◆ Written exercise
Output the entries below exactly as written, omitting pictures.

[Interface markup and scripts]
-- START --
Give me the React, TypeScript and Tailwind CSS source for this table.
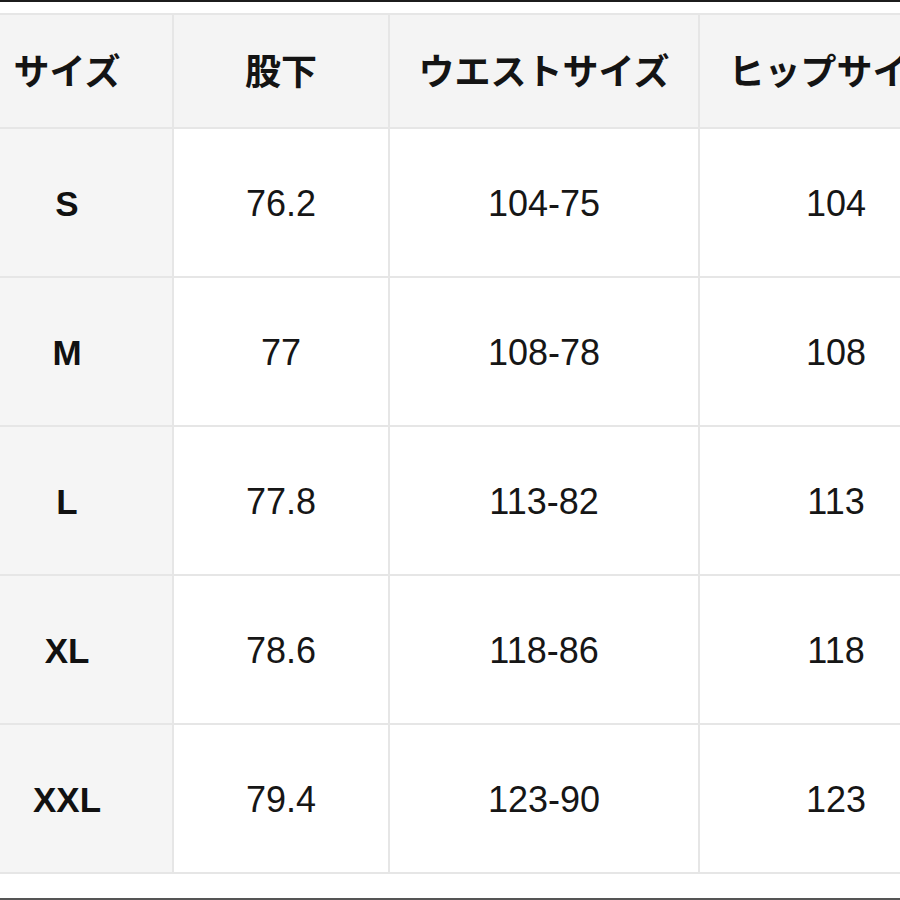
import React from "react";

const rows = [
  ["S", "76.2", "104-75", "104"],
  ["M", "77", "108-78", "108"],
  ["L", "77.8", "113-82", "113"],
  ["XL", "78.6", "118-86", "118"],
  ["XXL", "79.4", "123-90", "123"],
];

const headers = ["サイズ", "股下", "ウエストサイズ", "ヒップサイズ"];

export default function App() {
  return (
    <div className="w-[900px] h-[900px] overflow-hidden bg-white flex flex-col">
      <div className="h-[2px] bg-[#1c1c1c] shrink-0" />
      <div className="h-[11px] shrink-0" />
      <div className="ml-[-38px] w-[1010px] grid grid-cols-[210px_214px_308px_272px] grid-rows-[112px_repeat(5,147px)] gap-[2px] py-[2px] bg-[#e6e6e6] shrink-0">
        {headers.map((h) => (
          <div
            key={h}
            className="bg-[#f4f4f4] flex items-center justify-center pb-[4px] text-[36px] font-bold text-[#141414] whitespace-nowrap"
            style={{ fontFamily: '"Noto Sans CJK JP", "Noto Sans", sans-serif' }}
          >
            {h}
          </div>
        ))}
        {rows.map((r) =>
          r.map((c, i) => (
            <div
              key={r[0] + i}
              className={
                i === 0
                  ? "bg-[#f5f5f5] flex items-center justify-center pt-[3px] text-[35px] font-bold text-[#111] font-['Liberation_Sans',Arial,sans-serif]"
                  : "bg-white flex items-center justify-center pt-[3px] text-[36px] text-[#161616] font-['Liberation_Sans',Arial,sans-serif]"
              }
            >
              {c}
            </div>
          ))
        )}
      </div>
      <div className="h-[24px] shrink-0" />
      <div className="h-[2px] bg-[#555] shrink-0" />
    </div>
  );
}
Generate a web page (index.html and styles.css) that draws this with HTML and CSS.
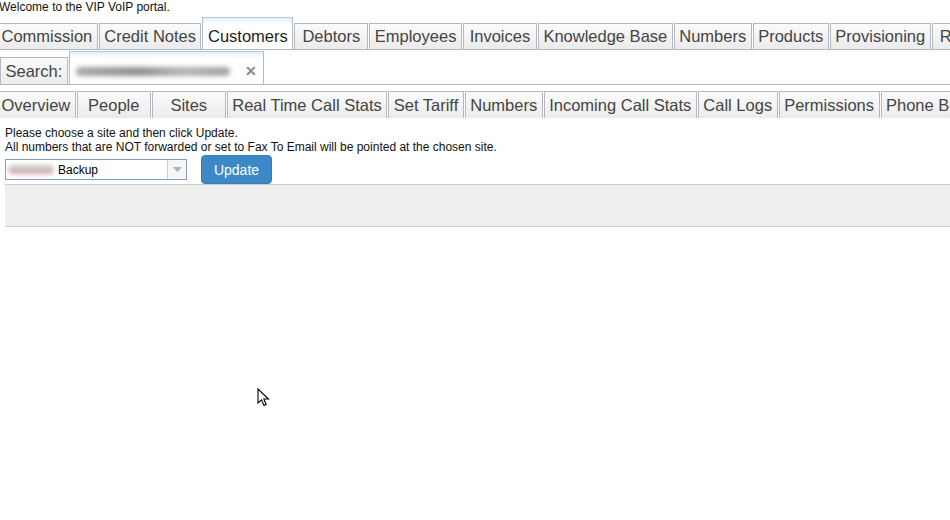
FILE: index.html
```html
<!DOCTYPE html>
<html>
<head>
<meta charset="utf-8">
<link rel="stylesheet" href="styles.css">
</head>
<body>
<div class="welcome">Welcome to the VIP VoIP portal.</div>
<div class="tabs main">
  <span class="tab">Commission</span>
  <span class="tab">Credit Notes</span>
  <span class="tab active">Customers</span>
  <span class="tab">Debtors</span>
  <span class="tab">Employees</span>
  <span class="tab">Invoices</span>
  <span class="tab">Knowledge Base</span>
  <span class="tab">Numbers</span>
  <span class="tab">Products</span>
  <span class="tab">Provisioning</span>
  <span class="tab">Reports</span>
</div>
<div class="tabs search">
  <span class="tab">Search:</span>
  <span class="tab active field"><span class="blur wide"></span><span class="close">✕</span></span>
</div>
<div class="tabs sub">
  <span class="tab">Overview</span>
  <span class="tab">People</span>
  <span class="tab">Sites</span>
  <span class="tab">Real Time Call Stats</span>
  <span class="tab">Set Tariff</span>
  <span class="tab">Numbers</span>
  <span class="tab">Incoming Call Stats</span>
  <span class="tab">Call Logs</span>
  <span class="tab">Permissions</span>
  <span class="tab">Phone Book</span>
</div>
<div class="content">
  <p class="msg">Please choose a site and then click Update.<br>All numbers that are NOT forwarded or set to Fax To Email will be pointed at the chosen site.</p>
  <div class="controls">
    <div class="select"><span class="blur small"></span><span class="val">Backup</span><span class="arrow"><svg width="9" height="5" viewBox="0 0 9 5"><path d="M0 0H9L4.5 5Z" fill="#a8b3c2"/></svg></span></div>
    <button class="btn">Update</button>
  </div>
  <div class="panel"></div>
</div>
<svg class="cursor" width="14" height="20" viewBox="0 0 14 20"><path d="M1 1V15L4.5 11.8L7 17.5L9.2 16.5L6.8 11H11.5Z" fill="#fff" stroke="#000" stroke-width="1.1" stroke-linejoin="miter"/></svg>
</body>
</html>
```
FILE: styles.css
```css
html, body {
  margin: 0;
  padding: 0;
  background: #fff;
  font-family: "Liberation Sans", Arial, sans-serif;
  overflow: hidden;
}
body {
  width: 950px;
  height: 520px;
  position: relative;
}
.welcome {
  font-size: 12px;
  line-height: 14px;
  color: #111;
  margin-left: -1px;
}
.tabs {
  display: flex;
  align-items: flex-end;
  gap: 1px;
  white-space: nowrap;
  overflow: hidden;
}
.tab {
  flex-shrink: 0;
  display: block;
  min-width: 63px;
  padding: 0 4.5px;
  text-align: center;
  font-size: 16.5px;
  line-height: 25px;
  color: #444;
  border: 1px solid #b3b8c3;
  background: linear-gradient(#fbfbfb, #ebebeb);
}
.main {
  margin-top: 3px;
  height: 32px;
  border-bottom: 1px solid #b3b8c3;
}
.main .tab {
  margin-bottom: -1px;
}
.main .tab:first-child,
.sub .tab:first-child {
  margin-left: -4px;
}
.tab.active {
  color: #1e1e1e;
  background: linear-gradient(#e2edf8, #fff 6px);
  border-color: #b3b8c3;
  border-top-color: #aecbe8;
  border-bottom-color: #fff;
  padding-top: 6px;
}
.search {
  margin-top: 1px;
  height: 33px;
  border-bottom: 1px solid #b3b8c3;
}
.search .tab {
  margin-bottom: -1px;
  line-height: 26px;
  min-width: 0;
}
.tab.field {
  width: 184px;
  text-align: left;
  position: relative;
}
.blur {
  display: inline-block;
  vertical-align: middle;
  background: #9a9a9a;
  filter: blur(2.5px);
  border-radius: 5px;
}
.blur.wide {
  width: 154px;
  height: 9px;
  margin-left: 2px;
  margin-top: -3px;
  background: linear-gradient(90deg, #a8a8a8, #8f8f8f 40%, #b4b4b4 70%, #a0a0a0);
}
.close {
  position: absolute;
  right: 6px;
  top: 11px;
  font-size: 14px;
  line-height: 16px;
  font-weight: bold;
  color: #8a8a8a;
}
.sub {
  margin-top: 6px;
}
.sub .tab {
  border-bottom: none;
  line-height: 26px;
}
.content {
  padding-left: 5px;
}
.msg {
  margin: 8px 0 0;
  font-size: 12px;
  line-height: 14px;
  color: #111;
}
.controls {
  display: flex;
  align-items: center;
  gap: 14px;
  margin-top: 1px;
  height: 29px;
}
.select {
  width: 180px;
  height: 19px;
  border: 1px solid #7f9fc4;
  display: flex;
  align-items: center;
  font-size: 12px;
  color: #000;
  background: #fff;
  position: relative;
}
.blur.small {
  width: 46px;
  height: 9px;
  margin-left: 2px;
  background: linear-gradient(#c8c8c8 60%, #e08a8a);
  filter: blur(2px);
}
.val {
  margin-left: 4px;
}
.arrow {
  position: absolute;
  right: 0;
  top: 0;
  bottom: 0;
  width: 18px;
  border-left: 1px solid #c8d0da;
  background: #f6f6f6;
  display: flex;
  align-items: center;
  justify-content: center;
}
.btn {
  width: 71px;
  height: 29px;
  border: 1px solid #357ebd;
  background: #3d89c8;
  color: #fff;
  border-radius: 4px;
  font-family: "Liberation Sans", Arial, sans-serif;
  font-size: 14px;
  padding: 0;
}
.panel {
  height: 41px;
  background: #eee;
  border-top: 1px solid #ccc;
  border-bottom: 1px solid #ccc;
  margin-right: -20px;
}
.cursor {
  position: absolute;
  left: 257px;
  top: 388px;
}
```
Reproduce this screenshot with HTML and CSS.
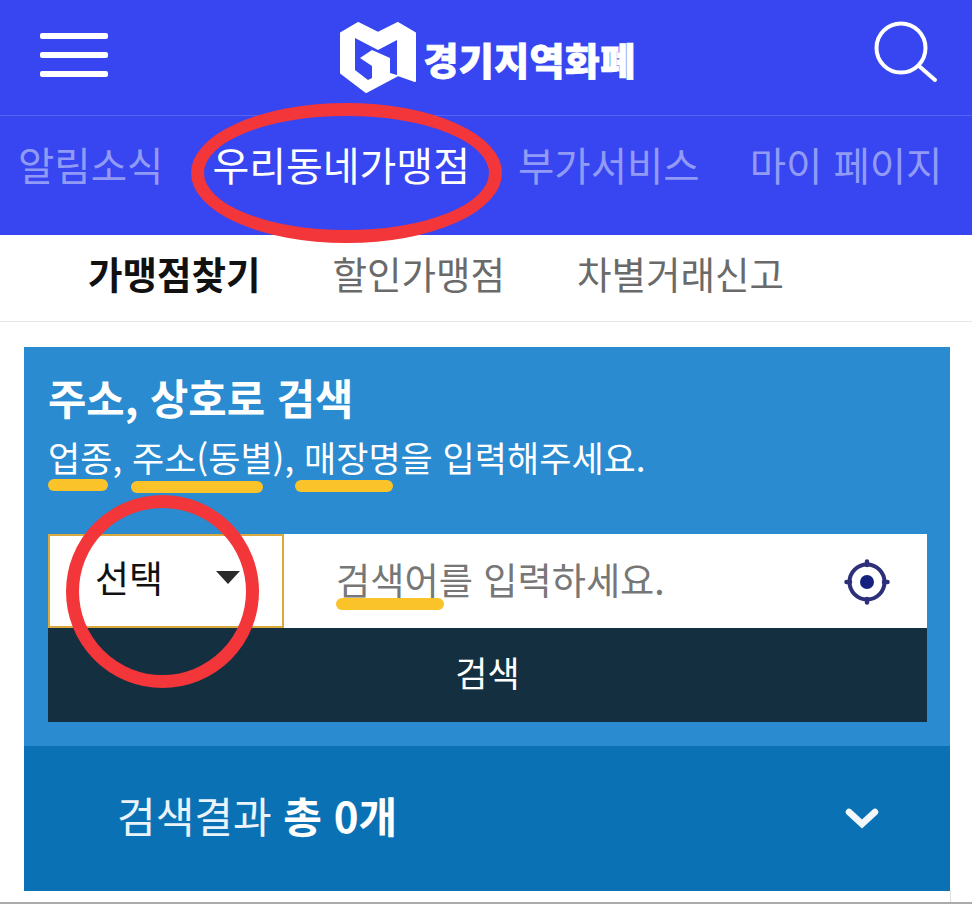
-- END --
◆ Answer to the exercise
Give me the React, TypeScript and Tailwind CSS source for this table.
import React from "react";

const rows = [
  ["S", "76.2", "104-75", "104"],
  ["M", "77", "108-78", "108"],
  ["L", "77.8", "113-82", "113"],
  ["XL", "78.6", "118-86", "118"],
  ["XXL", "79.4", "123-90", "123"],
];

const headers = ["サイズ", "股下", "ウエストサイズ", "ヒップサイズ"];

export default function App() {
  return (
    <div className="w-[900px] h-[900px] overflow-hidden bg-white flex flex-col">
      <div className="h-[2px] bg-[#1c1c1c] shrink-0" />
      <div className="h-[11px] shrink-0" />
      <div className="ml-[-38px] w-[1010px] grid grid-cols-[210px_214px_308px_272px] grid-rows-[112px_repeat(5,147px)] gap-[2px] py-[2px] bg-[#e6e6e6] shrink-0">
        {headers.map((h) => (
          <div
            key={h}
            className="bg-[#f4f4f4] flex items-center justify-center pb-[4px] text-[36px] font-bold text-[#141414] whitespace-nowrap"
            style={{ fontFamily: '"Noto Sans CJK JP", "Noto Sans", sans-serif' }}
          >
            {h}
          </div>
        ))}
        {rows.map((r) =>
          r.map((c, i) => (
            <div
              key={r[0] + i}
              className={
                i === 0
                  ? "bg-[#f5f5f5] flex items-center justify-center pt-[3px] text-[35px] font-bold text-[#111] font-['Liberation_Sans',Arial,sans-serif]"
                  : "bg-white flex items-center justify-center pt-[3px] text-[36px] text-[#161616] font-['Liberation_Sans',Arial,sans-serif]"
              }
            >
              {c}
            </div>
          ))
        )}
      </div>
      <div className="h-[24px] shrink-0" />
      <div className="h-[2px] bg-[#555] shrink-0" />
    </div>
  );
}
Generate a web page (index.html and styles.css) that draws this with HTML and CSS.
FILE: index.html
```html
<!DOCTYPE html>
<html>
<head>
<meta charset="utf-8">
<link rel="stylesheet" href="styles.css">
</head>
<body>
<div class="welcome">Welcome to the VIP VoIP portal.</div>
<div class="tabs main">
  <span class="tab">Commission</span>
  <span class="tab">Credit Notes</span>
  <span class="tab active">Customers</span>
  <span class="tab">Debtors</span>
  <span class="tab">Employees</span>
  <span class="tab">Invoices</span>
  <span class="tab">Knowledge Base</span>
  <span class="tab">Numbers</span>
  <span class="tab">Products</span>
  <span class="tab">Provisioning</span>
  <span class="tab">Reports</span>
</div>
<div class="tabs search">
  <span class="tab">Search:</span>
  <span class="tab active field"><span class="blur wide"></span><span class="close">✕</span></span>
</div>
<div class="tabs sub">
  <span class="tab">Overview</span>
  <span class="tab">People</span>
  <span class="tab">Sites</span>
  <span class="tab">Real Time Call Stats</span>
  <span class="tab">Set Tariff</span>
  <span class="tab">Numbers</span>
  <span class="tab">Incoming Call Stats</span>
  <span class="tab">Call Logs</span>
  <span class="tab">Permissions</span>
  <span class="tab">Phone Book</span>
</div>
<div class="content">
  <p class="msg">Please choose a site and then click Update.<br>All numbers that are NOT forwarded or set to Fax To Email will be pointed at the chosen site.</p>
  <div class="controls">
    <div class="select"><span class="blur small"></span><span class="val">Backup</span><span class="arrow"><svg width="9" height="5" viewBox="0 0 9 5"><path d="M0 0H9L4.5 5Z" fill="#a8b3c2"/></svg></span></div>
    <button class="btn">Update</button>
  </div>
  <div class="panel"></div>
</div>
<svg class="cursor" width="14" height="20" viewBox="0 0 14 20"><path d="M1 1V15L4.5 11.8L7 17.5L9.2 16.5L6.8 11H11.5Z" fill="#fff" stroke="#000" stroke-width="1.1" stroke-linejoin="miter"/></svg>
</body>
</html>
```
FILE: styles.css
```css
html, body {
  margin: 0;
  padding: 0;
  background: #fff;
  font-family: "Liberation Sans", Arial, sans-serif;
  overflow: hidden;
}
body {
  width: 950px;
  height: 520px;
  position: relative;
}
.welcome {
  font-size: 12px;
  line-height: 14px;
  color: #111;
  margin-left: -1px;
}
.tabs {
  display: flex;
  align-items: flex-end;
  gap: 1px;
  white-space: nowrap;
  overflow: hidden;
}
.tab {
  flex-shrink: 0;
  display: block;
  min-width: 63px;
  padding: 0 4.5px;
  text-align: center;
  font-size: 16.5px;
  line-height: 25px;
  color: #444;
  border: 1px solid #b3b8c3;
  background: linear-gradient(#fbfbfb, #ebebeb);
}
.main {
  margin-top: 3px;
  height: 32px;
  border-bottom: 1px solid #b3b8c3;
}
.main .tab {
  margin-bottom: -1px;
}
.main .tab:first-child,
.sub .tab:first-child {
  margin-left: -4px;
}
.tab.active {
  color: #1e1e1e;
  background: linear-gradient(#e2edf8, #fff 6px);
  border-color: #b3b8c3;
  border-top-color: #aecbe8;
  border-bottom-color: #fff;
  padding-top: 6px;
}
.search {
  margin-top: 1px;
  height: 33px;
  border-bottom: 1px solid #b3b8c3;
}
.search .tab {
  margin-bottom: -1px;
  line-height: 26px;
  min-width: 0;
}
.tab.field {
  width: 184px;
  text-align: left;
  position: relative;
}
.blur {
  display: inline-block;
  vertical-align: middle;
  background: #9a9a9a;
  filter: blur(2.5px);
  border-radius: 5px;
}
.blur.wide {
  width: 154px;
  height: 9px;
  margin-left: 2px;
  margin-top: -3px;
  background: linear-gradient(90deg, #a8a8a8, #8f8f8f 40%, #b4b4b4 70%, #a0a0a0);
}
.close {
  position: absolute;
  right: 6px;
  top: 11px;
  font-size: 14px;
  line-height: 16px;
  font-weight: bold;
  color: #8a8a8a;
}
.sub {
  margin-top: 6px;
}
.sub .tab {
  border-bottom: none;
  line-height: 26px;
}
.content {
  padding-left: 5px;
}
.msg {
  margin: 8px 0 0;
  font-size: 12px;
  line-height: 14px;
  color: #111;
}
.controls {
  display: flex;
  align-items: center;
  gap: 14px;
  margin-top: 1px;
  height: 29px;
}
.select {
  width: 180px;
  height: 19px;
  border: 1px solid #7f9fc4;
  display: flex;
  align-items: center;
  font-size: 12px;
  color: #000;
  background: #fff;
  position: relative;
}
.blur.small {
  width: 46px;
  height: 9px;
  margin-left: 2px;
  background: linear-gradient(#c8c8c8 60%, #e08a8a);
  filter: blur(2px);
}
.val {
  margin-left: 4px;
}
.arrow {
  position: absolute;
  right: 0;
  top: 0;
  bottom: 0;
  width: 18px;
  border-left: 1px solid #c8d0da;
  background: #f6f6f6;
  display: flex;
  align-items: center;
  justify-content: center;
}
.btn {
  width: 71px;
  height: 29px;
  border: 1px solid #357ebd;
  background: #3d89c8;
  color: #fff;
  border-radius: 4px;
  font-family: "Liberation Sans", Arial, sans-serif;
  font-size: 14px;
  padding: 0;
}
.panel {
  height: 41px;
  background: #eee;
  border-top: 1px solid #ccc;
  border-bottom: 1px solid #ccc;
  margin-right: -20px;
}
.cursor {
  position: absolute;
  left: 257px;
  top: 388px;
}
```
Reproduce this screenshot with HTML and CSS.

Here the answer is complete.